I recently came across this Hortonworks Data Flow presentation where the concept of the jagged edge of real time data analytics is discussed. The context that suits a discussion on this is to me, centred around prioritization of what comes in through the sensors (or other big data gathered from these “jagged edge” sources). This is a pondering, rather than a post with a specific agenda, perhaps I will add to this, as responses come in, or as I learn more.
One of the key challenges for a lot of data centres in future, in the world of the Internet of Things, is to be able to provide relevant data analytics, regardless of size, point of origin, or time when it was generated. In order to do this well, I foresee not only technologies like NiFi being able to provide low latency updates as much in real-time as possible, but also a need for technologies that have sufficient intelligence built into the data sampling and data collecting process.
The central philosophy is susprisingly old – Edwards Deming said that data are not collected for museum purposes, but for decision making. And it is in this context that we see the data lakes of today transforming into the data seas of tomorrow, if we are not to use intelligent prioritization to determine what data should be streamed, and what data should be stored. The reality of decision making in such real time analytics situations is the availability of too much data to make one decision – which reminds me of Barry Schwartz’s paradox of free choice – that too much choice can actually impede and delay decision making, rather than aid it.

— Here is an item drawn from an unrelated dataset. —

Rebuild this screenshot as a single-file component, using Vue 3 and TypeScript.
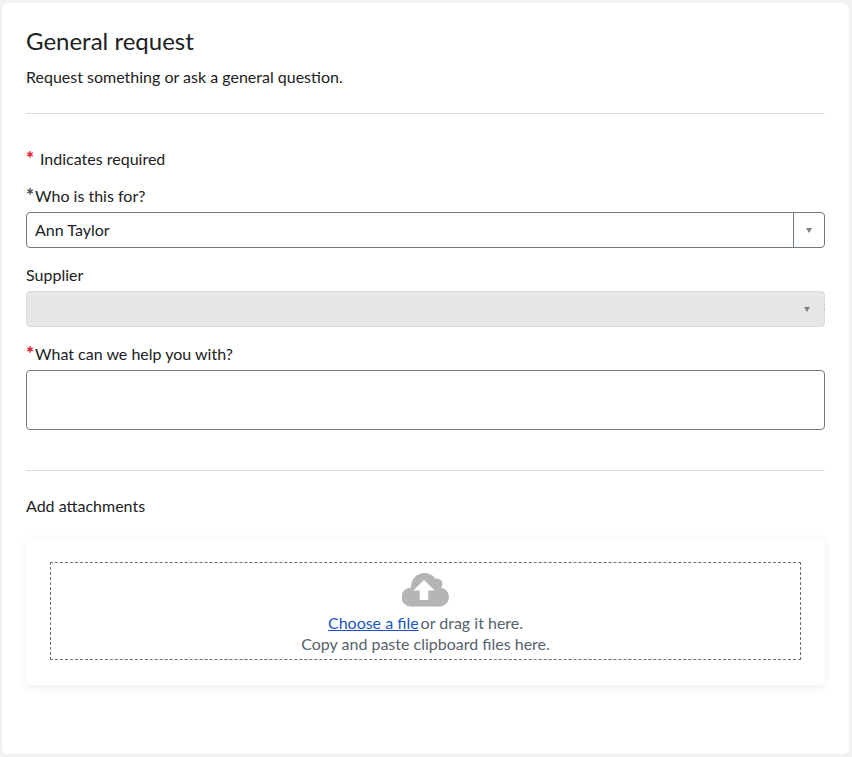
<script setup lang="ts">
const title = 'General request'
</script>

<template>
  <div class="page">
    <main class="card">
      <h1 class="title">{{ title }}</h1>
      <p class="subtitle">Request something or ask a general ques<span class="lig">ti</span>on.</p>
      <hr class="rule first" />
      <div class="legend"><span class="star red">*</span><span class="legend-text">Indicates required</span></div>

      <label class="label who"><span class="star dark">*</span>Who is this for?</label>
      <div class="select">
        <span class="value">Ann Taylor</span>
        <span class="arrow-box"><i class="caret"></i></span>
      </div>

      <label class="label supplier">Supplier</label>
      <div class="select disabled">
        <span class="value"></span>
        <span class="arrow-box"><i class="caret"></i></span>
        <i class="notch"></i>
      </div>

      <label class="label help"><span class="star red">*</span>What can we help you with?</label>
      <div class="textarea"></div>

      <hr class="rule second" />
      <div class="attach-label">Add attachments</div>

      <section class="attach-card">
        <div class="drop">
          <svg class="cloud" width="48" height="36" viewBox="0 0 48 36" aria-hidden="true">
            <g fill="#b5b5b5">
              <circle cx="22.500" cy="13.500" r="13.500" />
              <circle cx="35" cy="11" r="5.500" />
              <circle cx="9" cy="24" r="9.500" />
              <circle cx="37.500" cy="24" r="9.500" />
              <rect x="9" y="14" width="28.500" height="19.500" />
            </g>
            <path fill="#fff" d="M22 7 32.700 17.500H26.200V27H17.700V17.500H11.300Z" />
          </svg>
          <div class="drop-line first-line"><a class="link">Choose a file</a><span class="or">or drag it here.</span></div>
          <div class="drop-line">Copy and paste clipboard files here.</div>
        </div>
      </section>
    </main>
  </div>
</template>

<style>
html, body { margin: 0; background: #f1f2f3; }
</style>

<style scoped>
.page {
  width: 852px;
  height: 757px;
  padding: 3px 3px 3px 2px;
  box-sizing: border-box;
  font-family: Lato, "Liberation Sans", sans-serif;
  color: #202122;
  overflow: hidden;
  text-rendering: optimizeLegibility;
}
.lig { font-feature-settings: "dlig" 1; }
.card {
  box-sizing: border-box;
  height: 751px;
  background: #fff;
  border-radius: 6px;
  padding: 23px 24px 0;
}
.title {
  margin: 0;
  font-size: 24px;
  line-height: 30px;
  font-weight: 400;
}
.subtitle {
  margin: 11px 0 0;
  font-size: 16px;
  line-height: 20px;
}
.rule {
  margin: 0;
  border: 0;
  height: 1px;
  background: #dcdee0;
}
.first { margin-top: 26px; }
.legend {
  margin-top: 35px;
  height: 20px;
  display: flex;
  font-size: 16px;
  line-height: 20px;
}
.legend-text { margin-left: 5px; }
.star {
  font-size: 19px;
  font-weight: 900;
  line-height: 18px;
  width: 9px;
  display: inline-block;
  vertical-align: top;
}
.red { color: #e01b36; }
.dark { color: #4f5357; }
.label {
  display: block;
  height: 20px;
  font-size: 16px;
  line-height: 20px;
}
.who { margin-top: 17px; }
.supplier { margin-top: 17px; }
.help { margin-top: 17px; }
.select {
  position: relative;
  box-sizing: border-box;
  margin-top: 6px;
  height: 36px;
  border: 1px solid #6e7a82;
  border-radius: 4px;
  display: flex;
  align-items: stretch;
  font-size: 16px;
}
.value {
  flex: 1;
  padding-left: 8px;
  line-height: 34px;
}
.arrow-box {
  width: 30px;
  border-left: 1px solid #6e7a82;
  display: flex;
  align-items: center;
  justify-content: center;
}
.caret {
  width: 0;
  height: 0;
  border-left: 3px solid transparent;
  border-right: 3px solid transparent;
  border-top: 5px solid #808080;
}
.disabled {
  background: #e6e7e9;
  border-color: #d8dadc;
}
.disabled .arrow-box {
  border-left: 0;
  padding-right: 2px;
}
.notch {
  position: absolute;
  right: -1px;
  top: 17px;
  width: 1px;
  height: 1px;
  background: #a8acb0;
}
.textarea {
  box-sizing: border-box;
  margin-top: 6px;
  height: 60px;
  border: 1px solid #6e7a82;
  border-radius: 4px;
}
.second { margin-top: 40px; }
.attach-label {
  margin-top: 25px;
  font-size: 16px;
  line-height: 20px;
}
.attach-card {
  margin-top: 22px;
  box-sizing: border-box;
  height: 147px;
  padding: 24px;
  background: #fff;
  border-radius: 6px;
  box-shadow: 0 2px 10px rgba(0, 0, 0, 0.07);
}
.drop {
  box-sizing: border-box;
  height: 98px;
  border: 1px dashed #6b6f73;
  display: flex;
  flex-direction: column;
  align-items: center;
  color: #56626c;
  font-size: 16px;
  line-height: 21px;
}
.cloud { margin-top: 10px; display: block; }
.drop-line { white-space: nowrap; }
.first-line { margin-top: 3px; }
.link {
  color: #1a56c4;
  text-decoration: underline;
}
.or { margin-left: 2px; }
</style>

How do we ensure that approaches like data flow prioritization can allow us to address these issues? How do we move away from the static data lakes to the more useful data streams from the jagged edge, that data streaming technologies like Spark promise on established frameworks like Hadoop, without the risk of turning our lakes into seas that we do not have the insight of fully benefiting from?
Some of the answers lie in the implementations of specific use cases, of course. There is no silver bullet, if you will. That said, what kinds of technologies can we foresee being developed for Hadoop, Spark and other technologies that will heavily influence the internet of things revolution, to solve this prioritization conundrum?